Demain ce sera Oseira, une trentaine de bornes avec une grosse côte. Le guide attribue le niveau de difficulté « haut » à cette étape, mais ce n’est pas la première fois. Cette fois-ci tout le monde trouve que j’ai la « forma » et en route on passera devant la borne qui marque les derniers 100 km avant Santiago, ça motive. Avant de me coucher j’appelle Hélène qui elle a attrapé la crève : il faut remonter le moral des troupes restées au sol.
Pour Anne
Merci pour votre enthousiasme.
Pour ma part je n’ai vu le petit musée près de l’auberge !
C’est vrai que dans ces périples j’ai une certaine réticence à aller m’enfermer, sans doute ai-je tord. Peut-être est-ce aussi dû à mon guide succinct, plus « pratique » que « culturel ».

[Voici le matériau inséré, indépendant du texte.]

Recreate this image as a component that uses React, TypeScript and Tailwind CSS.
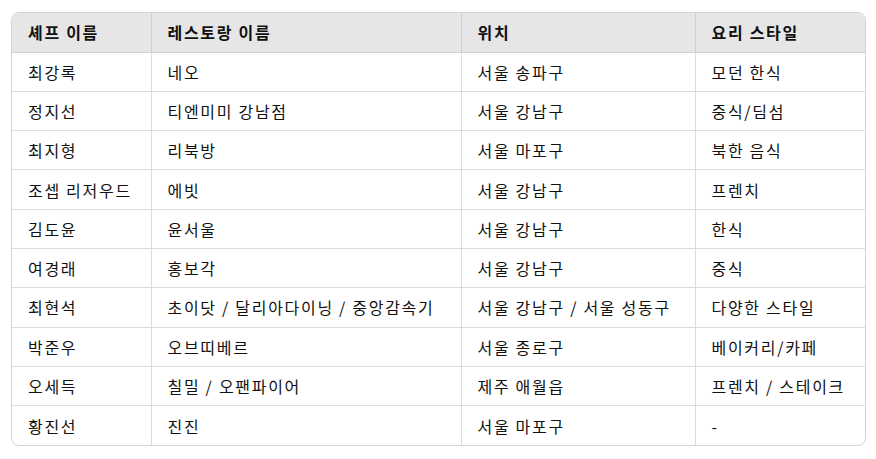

Cela donne l’occasion d’échanger et de partager nos souvenirs.
Pierre
Re: De Xunqueira de Ambia à Ourense : 21 km
Bonjour Pierre,
Mais quel talent, quel talent !
Que vos photos sont superbes ! J’ aime particulièrement celle dite « Façade moderne ».
Et que la mémoire est sélective ! Impossible de me souvenir du cimetière qui jouxte l’ albergue, semble-t-il.
Mais le souvenir ému, encore aujourd’ hui, de « L’ Adoration des Mages », sculpture en granit, du Xème siècle, je crois bien, vue au petit musée près de l’ albergue.